Instructions to follow: Identify all lines in the listing that include the word "styles", and copy them out.

[Source records start]

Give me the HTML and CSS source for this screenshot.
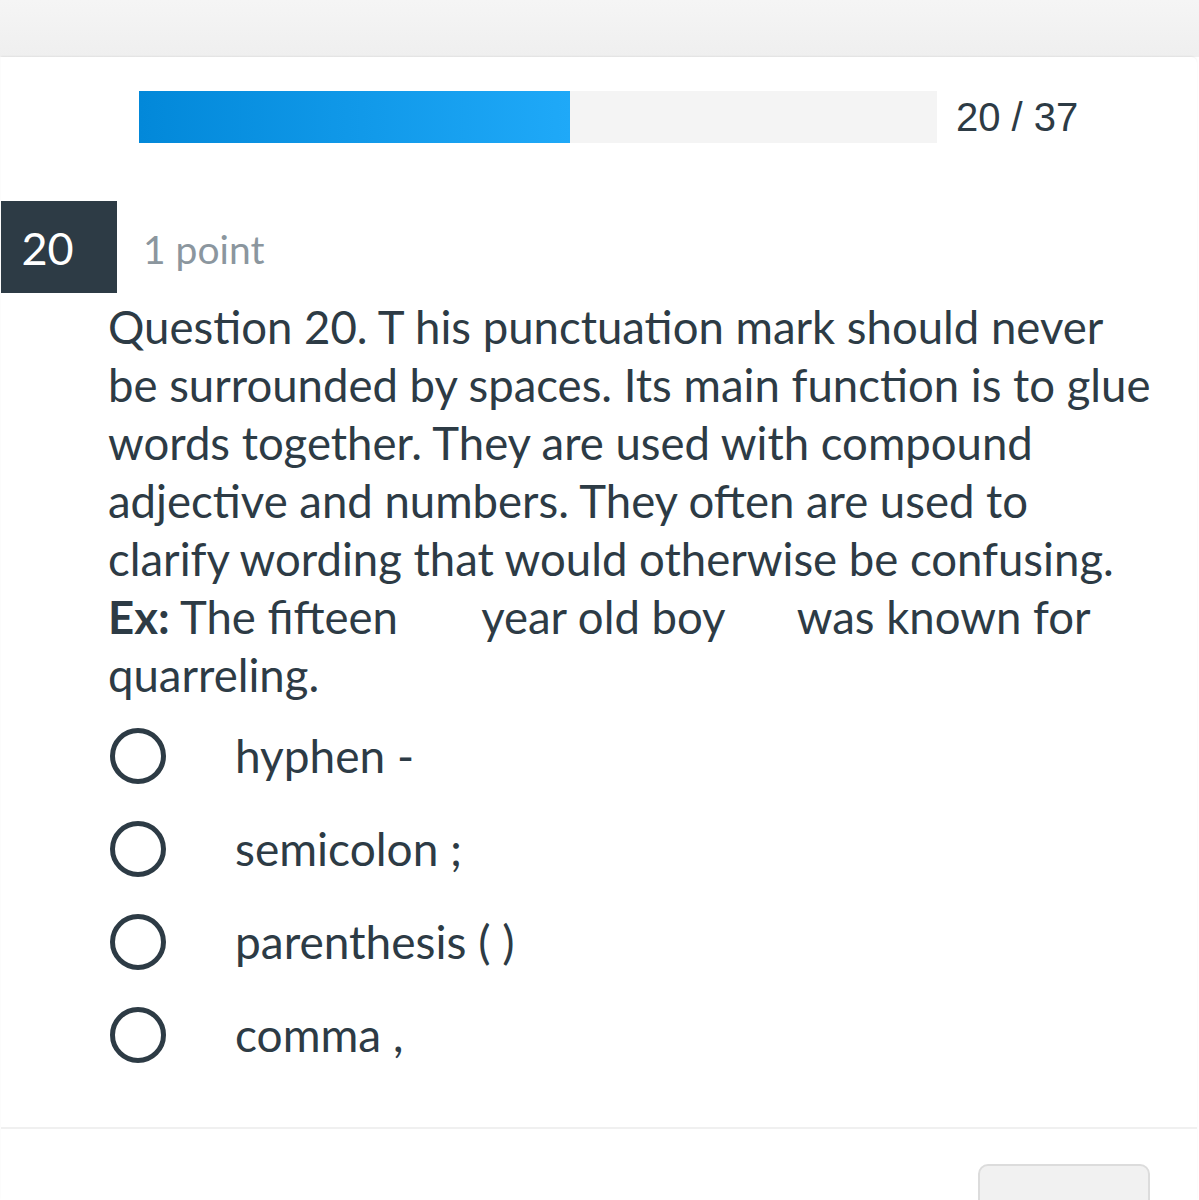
FILE: index.html
```html
<!DOCTYPE html>
<html>
<head>
<meta charset="utf-8">
<link rel="stylesheet" href="styles.css">
</head>
<body>
<div class="topbar"></div>
<div class="card">
  <div class="progress-row">
    <div class="track"><div class="fill" style="width:54.05%"></div></div>
    <div class="count">20 / 37</div>
  </div>
  <div class="q-header">
    <div class="q-num">20</div>
    <div class="q-points">1 point</div>
  </div>
  <div class="q-text">Question 20. T his punctuation mark should never<br>be surrounded by spaces. Its main function is to glue<br>words together. They are used with compound<br>adjective and numbers. They often are used to<br>clarify wording that would otherwise be confusing.<br><b>Ex:</b> The fifteen <span class="blank1"></span> year old boy <span class="blank2"></span> was known for<br>quarreling.</div>
  <ul class="options">
    <li class="option"><span class="radio"></span><span class="label">hyphen -</span></li>
    <li class="option"><span class="radio"></span><span class="label">semicolon ;</span></li>
    <li class="option"><span class="radio"></span><span class="label">parenthesis ( )</span></li>
    <li class="option"><span class="radio"></span><span class="label">comma ,</span></li>
  </ul>
  <div class="divider"></div>
  <div class="footer"><div class="btn"></div></div>
</div>
</body>
</html>
```
FILE: styles.css
```css
html, body {
  margin: 0;
  padding: 0;
  background: #ffffff;
  font-family: Lato, "Noto Sans", sans-serif;
  color: #2d3b45;
}
.topbar {
  height: 57px;
  background: linear-gradient(#f5f5f5, #efefef);
}
.card {
  background: #ffffff;
  margin: 0 2px 0 1px;
  border-radius: 0 6px 0 0;
  box-shadow: 0 -1px 2px rgba(0,0,0,0.06);
  overflow: hidden;
  height: 1143px;
}
.progress-row {
  display: flex;
  align-items: center;
  padding: 34px 0 0 138px;
}
.track {
  width: 798px;
  height: 52px;
  background: #f4f4f4;
}
.fill {
  height: 100%;
  background: linear-gradient(90deg, #0288d9, #1fa9f8);
}
.count {
  margin-left: 19px;
  font-family: "Liberation Sans", Arial, sans-serif;
  font-size: 40px;
  color: #2d3b45;
  line-height: 52px;
}
.q-header {
  display: flex;
  align-items: center;
  margin-top: 58px;
  margin-left: -1px;
}
.q-num {
  width: 117px;
  height: 92px;
  background: #2d3b45;
  color: #ffffff;
  font-size: 45px;
  display: flex;
  align-items: center;
  justify-content: center;
  box-sizing: border-box;
  padding-right: 22px;
  padding-top: 2px;
}
.q-points {
  margin-left: 26px;
  font-size: 39px;
  color: #8b969e;
  padding-top: 3px;
}
.q-text {
  padding-left: 107px;
  padding-top: 5px;
  font-size: 45.5px;
  line-height: 58px;
  white-space: nowrap;
}
.q-text b {
  font-weight: 700;
}
.blank1, .blank2 {
  display: inline-block;
  width: 61px;
}
.blank2 {
  width: 50px;
}
.options {
  list-style: none;
  margin: 5px 0 0 0;
  padding: 0 0 0 109px;
}
.option {
  display: flex;
  align-items: center;
  height: 93px;
}
.radio {
  width: 56px;
  height: 56px;
  box-sizing: border-box;
  border: 5px solid #2d3b45;
  border-radius: 50%;
  flex: none;
}
.label {
  margin-left: 69px;
  font-size: 46px;
}
.divider {
  margin-top: 46px;
  height: 2px;
  background: #f0f0f0;
}
.footer {
  display: flex;
  justify-content: flex-end;
  padding: 35px 47px 0 0;
}
.btn {
  width: 172px;
  height: 60px;
  box-sizing: border-box;
  border: 2px solid #dcdcdc;
  border-radius: 10px;
  background: #f1f1f1;
}
```
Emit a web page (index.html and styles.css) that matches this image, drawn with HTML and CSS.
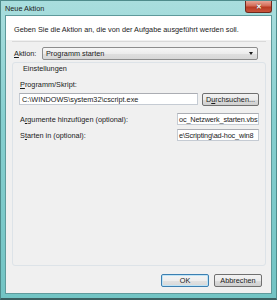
FILE: index.html
```html
<!DOCTYPE html>
<html lang="de">
<head>
    <meta charset="UTF-8">
    <title>Neue Aktion</title>
    <link rel="stylesheet" href="styles.css">
</head>
<body>
    <div class="window">
        <div class="titlebar">
            <span class="title">Neue Aktion</span>
            <span class="close">&#x2715;</span>
        </div>

        <div class="client">
            <div class="intro">Geben Sie die Aktion an, die von der Aufgabe ausgeführt werden soll.</div>
            <div class="separator"></div>

            <div class="action-row">
                <label class="action-label"><u>A</u>ktion:</label>
                <div class="combo">
                    <span>Programm starten</span>
                    <span class="combo-arrow"></span>
                </div>
            </div>

            <div class="group">
                <div class="group-title">Einstellungen</div>

                <div class="field-label"><u>P</u>rogramm/Skript:</div>
                <div class="path-row">
                    <div class="textbox wide">C:\WINDOWS\system32\cscript.exe</div>
                    <button class="btn browse">D<u>u</u>rchsuchen...</button>
                </div>

                <div class="inline-row first">
                    <span class="inline-label">A<u>r</u>gumente hinzufügen (optional):</span>
                    <div class="textbox short">oc_Netzwerk_starten.vbs<span class="caret"></span></div>
                </div>
                <div class="inline-row">
                    <span class="inline-label">S<u>t</u>arten in (optional):</span>
                    <div class="textbox short">e\Scripting\ad-hoc_win8</div>
                </div>
            </div>

            <div class="footer">
                <button class="btn default">OK</button>
                <button class="btn">Abbrechen</button>
            </div>
        </div>
    </div>
</body>
</html>
```

FILE: styles.css
```css
* {
    box-sizing: border-box;
    margin: 0;
    padding: 0;
}

body {
    width: 277px;
    height: 300px;
    font-family: 'Liberation Sans', Arial, sans-serif;
    font-size: 7.3px;
    line-height: 9px;
    color: #1a1a1a;
    background: #ffffff;
}

.window {
    width: 277px;
    height: 300px;
    display: flex;
    flex-direction: column;
    background: linear-gradient(180deg, #a9dede 0%, #86cfcf 40%, #72c4c4 100%);
    border: 1px solid #4f8c8c;
    border-bottom: 2px solid #3b5f60;
    padding: 0 4px 4px 4px;
}

.titlebar {
    height: 14px;
    display: flex;
    align-items: flex-start;
    justify-content: space-between;
}

.title {
    padding: 3px 0 0 0;
    color: #1c1c1c;
}

.close {
    width: 27px;
    height: 12px;
    display: flex;
    align-items: center;
    justify-content: center;
    font-size: 7px;
    font-weight: bold;
    color: #ffffff;
    background: linear-gradient(180deg, #e8a597 0%, #d36a55 45%, #b83a22 55%, #c9553c 100%);
    border: 1px solid #6e2a1e;
    border-top: none;
    border-radius: 0 0 3px 3px;
    text-shadow: 0 0 1px #3a0d05;
}

.client {
    flex: 1;
    display: flex;
    flex-direction: column;
    background: #f0f0f0;
    border: 1px solid #5e9a9b;
}

.intro {
    height: 24px;
    padding: 9px 0 0 8px;
    background: #ffffff;
}

.separator {
    height: 1px;
    margin: 1px 5px 0 6px;
    background: #d9d9d9;
}

.action-row {
    display: flex;
    align-items: center;
    margin-top: 5px;
    padding: 0 13px 0 8px;
}

.action-label {
    width: 28px;
}

.combo {
    flex: 1;
    height: 13px;
    display: flex;
    align-items: center;
    justify-content: space-between;
    padding: 0 4px 0 3px;
    border: 1px solid #8c8c8c;
    border-radius: 2px;
    background: linear-gradient(180deg, #f6f6f6 0%, #ececec 50%, #dfdfdf 51%, #d7d7d7 100%);
}

.combo-arrow {
    width: 0;
    height: 0;
    border-left: 2px solid transparent;
    border-right: 2px solid transparent;
    border-top: 3px solid #1a1a1a;
}

.group {
    height: 204px;
    margin: 2px 5px 0 6px;
    padding: 1px 6px 0 6px;
    border: 1px solid #dde3e8;
    border-radius: 3px;
    display: flex;
    flex-direction: column;
}

.group-title {
    padding-left: 4px;
}

.field-label {
    margin-top: 7px;
    padding-left: 1px;
}

.path-row {
    display: flex;
    gap: 4px;
    margin-top: 4px;
}

.textbox {
    height: 12px;
    padding: 0 2px;
    background: #ffffff;
    border: 1px solid #c5cbd3;
    border-top-color: #abadb3;
    white-space: nowrap;
    overflow: hidden;
    display: flex;
    align-items: center;
}

.textbox.wide {
    flex: 1;
}

.textbox.short {
    width: 82px;
    padding: 0 1px;
    letter-spacing: -0.15px;
}

.caret {
    width: 1px;
    height: 8px;
    margin-left: 1px;
    background: #1a1a1a;
}

.btn {
    font-family: inherit;
    font-size: 7.3px;
    color: #1a1a1a;
    height: 13px;
    border: 1px solid #707070;
    border-radius: 2px;
    background: linear-gradient(180deg, #f2f2f2 0%, #ebebeb 50%, #dddddd 51%, #cfcfcf 100%);
    display: flex;
    align-items: center;
    justify-content: center;
}

.browse {
    width: 57px;
}

.inline-row {
    display: flex;
    align-items: center;
    justify-content: space-between;
    margin-top: 4px;
    padding-left: 1px;
}

.inline-row.first {
    margin-top: 7px;
}

.footer {
    display: flex;
    justify-content: flex-end;
    gap: 5px;
    margin-top: 8px;
    padding-right: 9px;
}

.footer .btn {
    width: 48px;
}

.btn.default {
    border-color: #3c7fb1;
    box-shadow: inset 0 0 0 1px #bfe4f6;
    background: linear-gradient(180deg, #f4f4f4 0%, #eeeeee 50%, #e2e2e2 51%, #d8d8d8 100%);
}
```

[Source records end]

Task output:
<link rel="stylesheet" href="styles.css">
FILE: styles.css
Emit a web page (index.html and styles.css) that matches this image, drawn with HTML and CSS.
    <link rel="stylesheet" href="styles.css">
FILE: styles.css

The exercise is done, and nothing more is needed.